_Request_. Pull out every line with the word "TypeScript" from the entries below.

_Records with interface code_.
>> BEGIN
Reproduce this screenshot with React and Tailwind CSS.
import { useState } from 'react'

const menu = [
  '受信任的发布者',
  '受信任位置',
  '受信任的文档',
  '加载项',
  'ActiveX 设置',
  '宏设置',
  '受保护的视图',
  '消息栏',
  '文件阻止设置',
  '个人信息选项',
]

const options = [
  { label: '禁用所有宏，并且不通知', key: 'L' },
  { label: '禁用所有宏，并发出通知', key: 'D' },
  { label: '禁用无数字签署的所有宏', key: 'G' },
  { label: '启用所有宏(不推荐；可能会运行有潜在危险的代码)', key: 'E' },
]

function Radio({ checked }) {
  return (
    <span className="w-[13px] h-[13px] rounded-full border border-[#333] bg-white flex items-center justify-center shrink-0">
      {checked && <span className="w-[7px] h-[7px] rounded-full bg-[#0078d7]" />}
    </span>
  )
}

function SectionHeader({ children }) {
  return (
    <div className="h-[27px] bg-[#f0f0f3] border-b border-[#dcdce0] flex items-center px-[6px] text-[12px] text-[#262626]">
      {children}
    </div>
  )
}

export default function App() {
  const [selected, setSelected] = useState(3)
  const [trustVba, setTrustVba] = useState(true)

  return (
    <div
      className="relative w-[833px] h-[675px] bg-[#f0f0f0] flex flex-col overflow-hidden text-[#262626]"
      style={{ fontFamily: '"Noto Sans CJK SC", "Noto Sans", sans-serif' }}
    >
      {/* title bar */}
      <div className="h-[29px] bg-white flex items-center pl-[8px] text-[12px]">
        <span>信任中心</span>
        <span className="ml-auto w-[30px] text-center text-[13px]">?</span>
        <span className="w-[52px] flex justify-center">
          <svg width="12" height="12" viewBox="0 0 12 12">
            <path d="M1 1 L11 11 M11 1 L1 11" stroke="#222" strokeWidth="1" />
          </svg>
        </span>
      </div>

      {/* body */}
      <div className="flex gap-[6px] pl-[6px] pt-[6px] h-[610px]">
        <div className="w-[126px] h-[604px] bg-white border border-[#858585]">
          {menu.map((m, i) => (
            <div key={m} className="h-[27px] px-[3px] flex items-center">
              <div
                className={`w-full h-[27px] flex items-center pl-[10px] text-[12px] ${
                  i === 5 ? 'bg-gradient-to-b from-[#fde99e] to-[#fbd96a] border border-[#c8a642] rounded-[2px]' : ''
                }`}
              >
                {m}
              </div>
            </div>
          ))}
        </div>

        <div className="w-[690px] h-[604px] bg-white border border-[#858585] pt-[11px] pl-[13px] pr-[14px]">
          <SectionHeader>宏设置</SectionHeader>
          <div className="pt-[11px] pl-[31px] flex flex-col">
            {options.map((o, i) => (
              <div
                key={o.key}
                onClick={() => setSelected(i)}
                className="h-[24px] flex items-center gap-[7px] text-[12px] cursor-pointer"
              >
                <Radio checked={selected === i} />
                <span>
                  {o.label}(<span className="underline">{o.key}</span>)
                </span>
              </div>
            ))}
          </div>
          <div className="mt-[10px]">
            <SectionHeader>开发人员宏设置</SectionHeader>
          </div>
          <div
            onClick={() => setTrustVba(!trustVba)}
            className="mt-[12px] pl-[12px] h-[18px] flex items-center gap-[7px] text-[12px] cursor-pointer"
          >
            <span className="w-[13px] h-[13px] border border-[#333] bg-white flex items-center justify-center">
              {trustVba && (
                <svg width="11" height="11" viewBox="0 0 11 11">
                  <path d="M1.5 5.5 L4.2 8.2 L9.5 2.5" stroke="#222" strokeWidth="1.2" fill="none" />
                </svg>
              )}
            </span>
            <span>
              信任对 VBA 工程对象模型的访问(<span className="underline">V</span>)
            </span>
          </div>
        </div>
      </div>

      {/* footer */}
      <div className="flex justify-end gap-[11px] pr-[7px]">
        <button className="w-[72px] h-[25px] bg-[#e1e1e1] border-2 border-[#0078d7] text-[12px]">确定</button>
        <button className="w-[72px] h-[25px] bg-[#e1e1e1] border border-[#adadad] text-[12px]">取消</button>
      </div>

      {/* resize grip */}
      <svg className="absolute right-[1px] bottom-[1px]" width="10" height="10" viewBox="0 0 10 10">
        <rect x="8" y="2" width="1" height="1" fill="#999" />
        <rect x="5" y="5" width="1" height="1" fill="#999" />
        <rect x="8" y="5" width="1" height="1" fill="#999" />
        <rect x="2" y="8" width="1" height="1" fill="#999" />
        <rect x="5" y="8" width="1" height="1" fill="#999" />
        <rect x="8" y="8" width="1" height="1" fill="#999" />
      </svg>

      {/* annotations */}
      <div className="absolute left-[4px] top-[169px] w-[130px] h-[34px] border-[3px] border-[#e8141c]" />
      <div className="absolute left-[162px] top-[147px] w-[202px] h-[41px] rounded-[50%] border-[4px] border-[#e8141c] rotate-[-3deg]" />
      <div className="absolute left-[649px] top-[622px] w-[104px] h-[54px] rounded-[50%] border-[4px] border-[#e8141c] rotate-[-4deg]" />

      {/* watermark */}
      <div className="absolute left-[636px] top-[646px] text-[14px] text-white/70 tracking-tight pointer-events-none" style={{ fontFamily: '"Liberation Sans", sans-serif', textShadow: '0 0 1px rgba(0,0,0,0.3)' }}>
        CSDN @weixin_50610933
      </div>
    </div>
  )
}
>> END
>> BEGIN
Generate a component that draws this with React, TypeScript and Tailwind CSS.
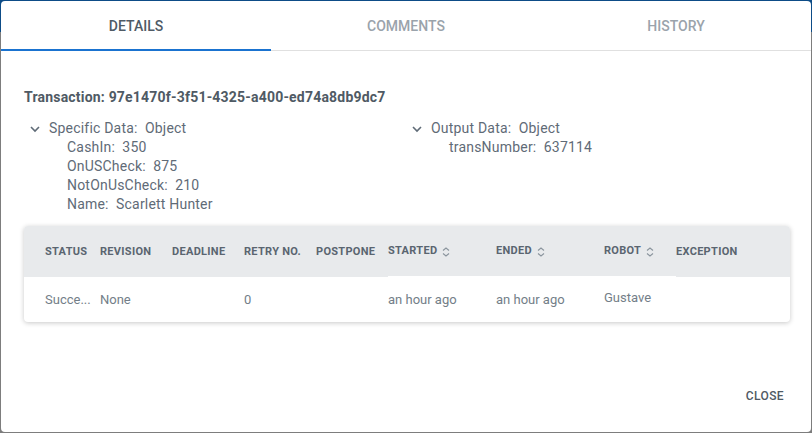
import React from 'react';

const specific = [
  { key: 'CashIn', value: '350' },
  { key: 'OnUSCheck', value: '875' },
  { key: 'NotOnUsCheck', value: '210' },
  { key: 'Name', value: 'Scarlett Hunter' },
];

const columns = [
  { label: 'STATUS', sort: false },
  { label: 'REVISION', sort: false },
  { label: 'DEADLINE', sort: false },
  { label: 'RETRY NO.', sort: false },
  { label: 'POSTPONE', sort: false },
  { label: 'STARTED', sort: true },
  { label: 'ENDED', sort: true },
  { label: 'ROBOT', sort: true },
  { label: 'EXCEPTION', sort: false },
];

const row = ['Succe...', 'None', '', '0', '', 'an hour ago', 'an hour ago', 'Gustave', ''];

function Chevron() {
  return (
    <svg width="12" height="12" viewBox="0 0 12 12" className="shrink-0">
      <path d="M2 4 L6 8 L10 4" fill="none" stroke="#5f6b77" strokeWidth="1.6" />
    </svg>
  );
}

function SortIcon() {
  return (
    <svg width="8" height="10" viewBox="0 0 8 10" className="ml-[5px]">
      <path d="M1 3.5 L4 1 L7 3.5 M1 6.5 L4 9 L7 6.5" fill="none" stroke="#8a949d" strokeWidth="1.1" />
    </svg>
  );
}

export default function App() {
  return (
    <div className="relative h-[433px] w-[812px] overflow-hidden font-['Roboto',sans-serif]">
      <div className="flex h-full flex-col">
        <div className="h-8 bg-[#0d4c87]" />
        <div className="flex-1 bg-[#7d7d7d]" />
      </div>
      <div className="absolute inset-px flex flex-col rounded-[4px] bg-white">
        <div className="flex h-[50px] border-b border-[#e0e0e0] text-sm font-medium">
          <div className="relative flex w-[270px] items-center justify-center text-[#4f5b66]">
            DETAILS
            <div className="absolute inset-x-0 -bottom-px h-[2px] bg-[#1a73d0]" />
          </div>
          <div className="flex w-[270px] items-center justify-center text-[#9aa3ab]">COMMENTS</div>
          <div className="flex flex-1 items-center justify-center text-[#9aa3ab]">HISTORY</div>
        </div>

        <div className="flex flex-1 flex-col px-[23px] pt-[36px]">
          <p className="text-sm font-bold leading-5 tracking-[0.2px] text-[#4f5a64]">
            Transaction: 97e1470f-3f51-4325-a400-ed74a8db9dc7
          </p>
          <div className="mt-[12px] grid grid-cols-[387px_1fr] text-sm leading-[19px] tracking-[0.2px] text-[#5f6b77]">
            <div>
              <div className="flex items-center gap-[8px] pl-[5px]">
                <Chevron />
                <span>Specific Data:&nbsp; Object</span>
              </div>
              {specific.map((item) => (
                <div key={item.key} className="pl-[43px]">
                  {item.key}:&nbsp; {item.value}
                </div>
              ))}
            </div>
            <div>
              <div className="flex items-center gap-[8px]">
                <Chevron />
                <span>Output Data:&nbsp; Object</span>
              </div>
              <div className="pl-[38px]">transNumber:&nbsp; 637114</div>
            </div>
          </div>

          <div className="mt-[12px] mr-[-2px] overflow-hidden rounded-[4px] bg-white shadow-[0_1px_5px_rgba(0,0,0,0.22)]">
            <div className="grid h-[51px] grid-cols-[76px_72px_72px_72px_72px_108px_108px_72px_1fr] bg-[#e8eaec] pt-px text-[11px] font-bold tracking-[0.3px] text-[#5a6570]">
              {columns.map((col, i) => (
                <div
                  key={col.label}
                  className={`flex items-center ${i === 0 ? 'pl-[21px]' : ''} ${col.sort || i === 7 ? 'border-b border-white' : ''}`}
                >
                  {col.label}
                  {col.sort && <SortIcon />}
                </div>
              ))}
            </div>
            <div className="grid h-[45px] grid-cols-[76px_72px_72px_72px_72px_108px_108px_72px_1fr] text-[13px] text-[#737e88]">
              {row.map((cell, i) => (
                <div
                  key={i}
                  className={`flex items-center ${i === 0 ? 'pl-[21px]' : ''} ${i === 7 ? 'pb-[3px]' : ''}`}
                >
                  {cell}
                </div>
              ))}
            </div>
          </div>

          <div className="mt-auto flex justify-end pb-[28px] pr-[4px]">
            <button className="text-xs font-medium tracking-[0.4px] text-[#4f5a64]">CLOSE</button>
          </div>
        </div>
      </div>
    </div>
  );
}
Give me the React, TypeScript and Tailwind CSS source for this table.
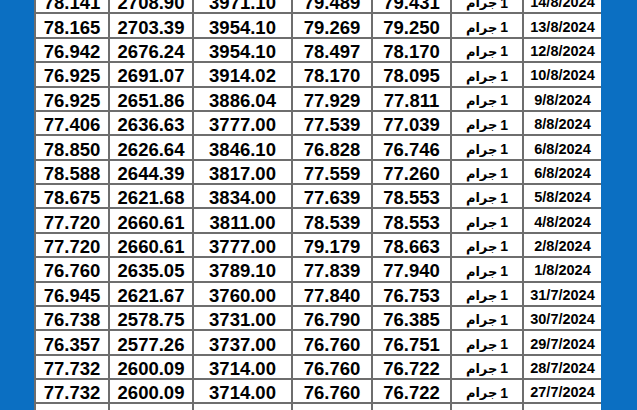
>> END
_Task response_.
Generate a component that draws this with React, TypeScript and Tailwind CSS.
Give me the React, TypeScript and Tailwind CSS source for this table.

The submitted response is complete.